Doris Wirth erzählt diese Geschichte als Langzeitporträt, das wechselnde Perspektiven einnimmt: Erwin und Maria, beide in den 1950ern geboren, sind ihren engen Elternhäusern entflohen. Sie haben zwei Kinder, verdienen gerade genug, um nicht schlecht zu leben, und wohnen im Genossenschaftsquartier einer Kleinstadt im Kanton Zürich. Man fährt in den Urlaub, man isst gemeinsam am Küchentisch, man verpackt die Essensreste in Tupperware. Kurz: Es ist eine vollkommen normale, wenn nicht sogar glückliche Familie. Getrübt wird die Stimmung höchstens von Erwins wiederkehrenden Wutausbrüchen und den Pubertätsleiden der Kinder: Florence kotzt, Lukas kifft.
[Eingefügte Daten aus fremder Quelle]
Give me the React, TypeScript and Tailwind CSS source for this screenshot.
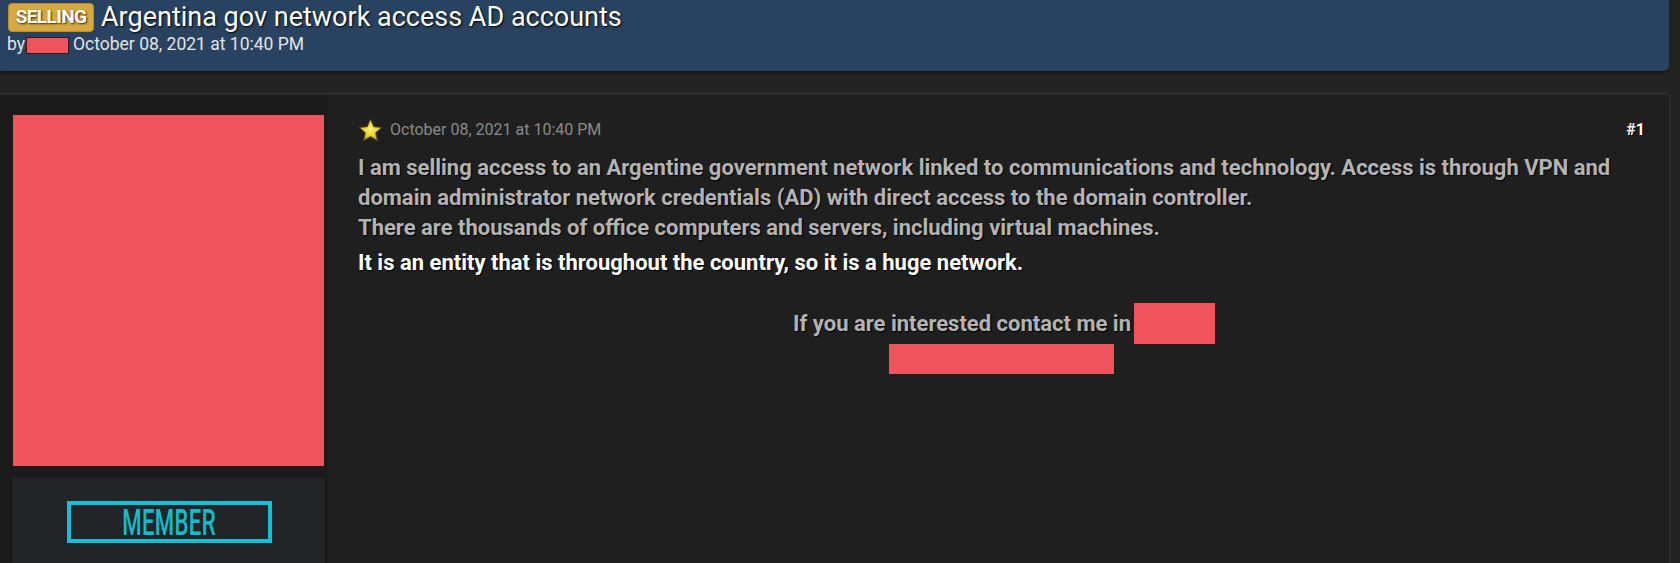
import React from "react";

const Star: React.FC = () => (
  <svg width="25" height="25" viewBox="0 0 24 24" className="shrink-0">
    <defs>
      <radialGradient id="starFill" cx="50%" cy="45%" r="60%">
        <stop offset="0%" stopColor="#fbf27a" />
        <stop offset="55%" stopColor="#e8d22c" />
        <stop offset="100%" stopColor="#a8890a" />
      </radialGradient>
    </defs>
    <path
      d="M12 1.2l3.1 7.3 7.7.6-5.9 5.1 1.8 7.7L12 17.8l-6.7 4.1 1.8-7.7-5.9-5.1 7.7-.6z"
      fill="url(#starFill)"
      stroke="#5a4a06"
      strokeWidth="0.8"
      strokeLinejoin="round"
    />
  </svg>
);

export default function App() {
  return (
    <div className="h-[563px] overflow-hidden bg-[#222222] font-['Roboto','Liberation_Sans',sans-serif]">
      <header className="mr-[11px] h-[71px] rounded-br-[5px] bg-[#28425f] pl-[8px] pt-[3px] shadow-[0_2px_3px_rgba(0,0,0,0.35)]">
        <div className="flex h-[29px] items-center">
          <span className="flex h-[29px] w-[86px] items-center justify-center rounded-[4px] border border-[#b98b2c] bg-[#d6a842] text-[19px] font-bold tracking-[-0.6px] text-white [text-shadow:1px_1px_2px_#3a2a05]">
            SELLING
          </span>
          <h1 className="ml-[7px] text-[27px] leading-none text-white [text-shadow:1px_1px_2px_#000]">
            Argentina gov network access AD accounts
          </h1>
        </div>
        <div className="mt-[4px] flex h-[18px] items-center text-[17.5px] leading-none text-[#e4e4e4]">
          <span className="-ml-px">by</span>
          <span className="ml-px h-[17px] w-[43px] border border-[#3a1414] bg-[#ef535b]" />
          <span className="ml-[4px]">October 08, 2021 at 10:40 PM</span>
        </div>
      </header>

      <div className="mr-[9px] mt-[21px] flex h-[480px] rounded-tr-[6px] border-r-2 border-t-[3px] border-[#2b2b2b] bg-[#1f1f1f]">
        <aside className="flex w-[327px] shrink-0 flex-col border-r-2 border-[#191919] bg-[#1b1b1b] pl-[13px] pt-[20px]">
          <div className="h-[351px] w-[311px] bg-[#ef535b]" />
          <div className="mt-[12px] flex w-[312px] flex-1 justify-center bg-[#232428] pt-[23px]">
            <div className="flex h-[42px] w-[205px] items-center justify-center border-4 border-[#12c2d4]">
              <span className="inline-block scale-x-[0.6] text-[37px] font-medium leading-none tracking-[0.5px] text-[#13bccd]">
                MEMBER
              </span>
            </div>
          </div>
        </aside>

        <main className="flex-1 pl-[31px] pr-[19px] pt-[23px]">
          <div className="flex h-[24px] items-center justify-between pr-[5px]">
            <div className="flex items-center">
              <Star />
              <span className="ml-[7px] text-[16px] text-[#8a8a8a]">
                October 08, 2021 at 10:40 PM
              </span>
            </div>
            <span className="text-[16px] font-bold text-white [text-shadow:1px_1px_1px_#000]">
              #1
            </span>
          </div>

          <div className="mt-[11px] text-[22px] font-bold leading-[30px] text-[#b3b3b3] [text-shadow:1px_1px_1px_#000]">
            <div className="whitespace-nowrap">
              I am selling access to an Argentine government network linked to communications and technology. Access is through VPN and
            </div>
            <div className="whitespace-nowrap">
              domain administrator network credentials (AD) with direct access to the domain controller.
            </div>
            <div className="whitespace-nowrap">
              There are thousands of office computers and servers, including virtual machines.
            </div>
            <div className="mt-[5px] whitespace-nowrap text-white">
              It is an entity that is throughout the country, so it is a huge network.
            </div>

            <div className="mt-[25px] flex flex-col items-center">
              <div className="flex items-center">
                <span>If you are interested contact me in</span>
                <span className="ml-[3px] h-[41px] w-[81px] bg-[#ef535b]" />
              </div>
              <span className="-ml-[6px] h-[30px] w-[225px] bg-[#ef535b]" />
            </div>
          </div>
        </main>
      </div>
    </div>
  );
}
Als Erwin mit Mitte Fünfzig keine neue Arbeit mehr findet, als sein Vater, dessen Anerkennung lebenslang ausblieb, stirbt, ist Erwins schleichende Veränderung nicht mehr zu übersehen: Seine Stimmung wechselt von Verzweiflung zu Großartigkeit, er hängt Fantasien und Feindbildern nach und macht schließlich seine Drohungen wahr: er taucht unter. Wer ist dieser Mann, den sie so gut zu kennen glaubten? Wo verläuft die Grenze zwischen normal und verrückt und ist die Psychose, die Erwin attestiert wird, ein privates oder letztlich ein gesellschaftliches Symptom?
FINDET MICH von Doris Wirth, erschienen im Geparden Verlag, ist ein packendes Romandebüt, das nach den Auswirkungen der Selbstdefinition über Leistung und Arbeit fragt und Zwänge und Begrenzungen in unserer Gesellschaft aufzeigt.